Les contraintes internes renforcent ce scepticisme. L’État se dote certes d’un budget d’investissement de 2119,2 milliards de fcfa, un niveau record, mais les capacités d’absorption du pays restent limitées : retards récurrents dans les projets, lourdeurs administratives, faible coordination des politiques publiques, et exécution budgétaire rarement à la hauteur des montants prévus. Miser sur une croissance exceptionnelle suppose une administration opérationnelle, rapide, disciplinée, soit exactement le contraire de ce que montrent les bilans d’exécution des dernières années.
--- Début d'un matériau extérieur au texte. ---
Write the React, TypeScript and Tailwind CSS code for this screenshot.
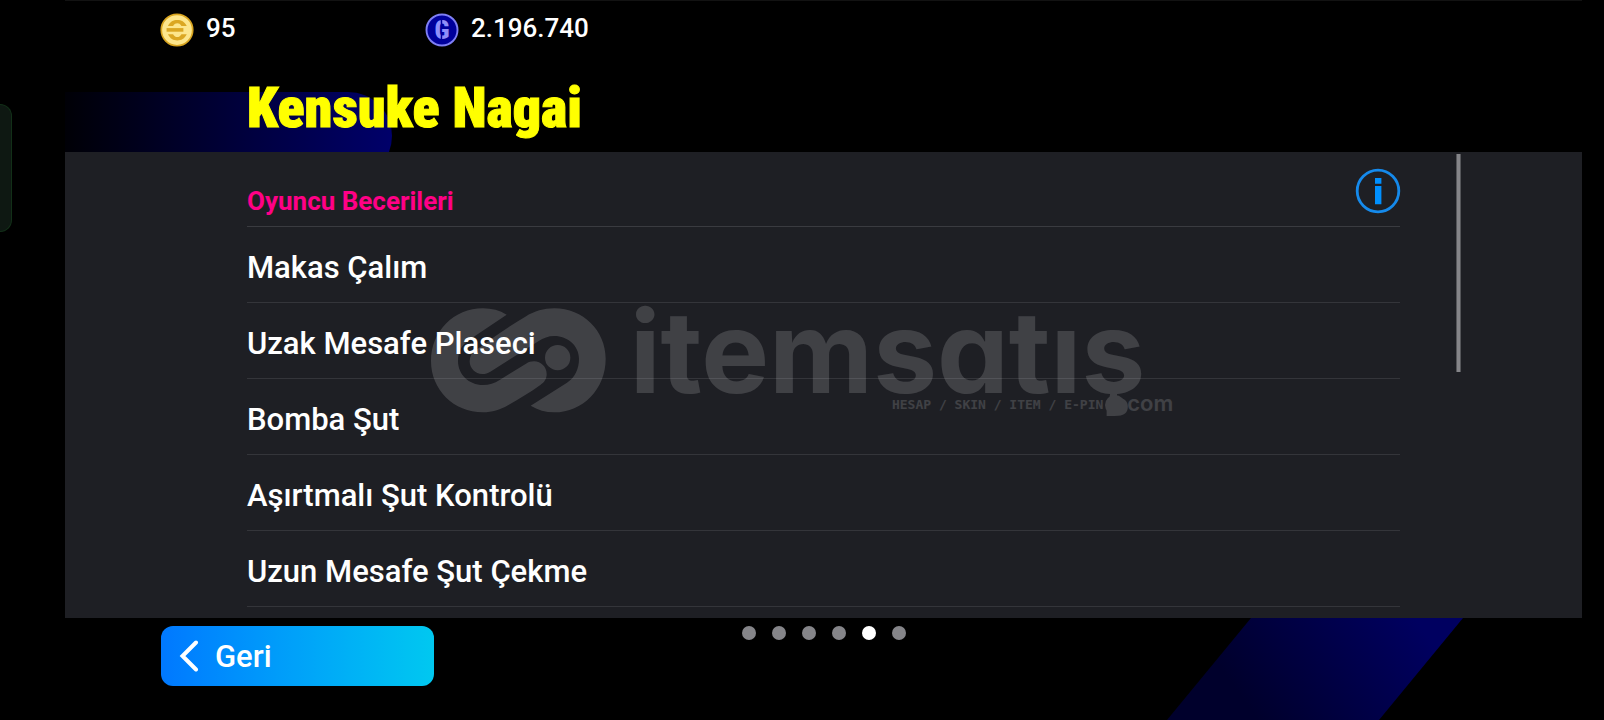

S’ajoute à cela un paradoxe budgétaire inquiétant : alors que le gouvernement promet une montée en puissance de l’investissement, les dépenses de fonctionnement, elles, continuent d’augmenter, passant de 3569 milliards à 3694,9 milliards de fcfa dans la nouvelle version du budget 2026. Autrement dit, l’État nourrit encore davantage sa machine interne au détriment de la transformation structurelle qu’il prétend accélérer. Comment espérer une croissance à 6,5% lorsque l’essentiel de l’effort financier continue d’être aspiré par des charges récurrentes au lieu d’être orienté vers les secteurs productifs ?

En définitive, la prévision de 6,5% ressemble moins à un objectif économique qu’à un message politique. Une manière de rassurer, d’afficher une ambition forte, peut-être même de masquer les limites d’un modèle économique encore fragile. Mais les chiffres, eux, ne mentent pas : sans réformes profondes, sans discipline administrative, sans exécution rigoureuse des investissements et sans redéploiement massif vers la création de valeur, la croissance effective restera proche des estimations du FMI et de la BAD. La vraie question n’est donc pas de savoir si le Gabon atteindra 6,5 %, mais pourquoi le gouvernement continue d’entretenir une illusion qui n’est corroborée par aucun indicateur tangible.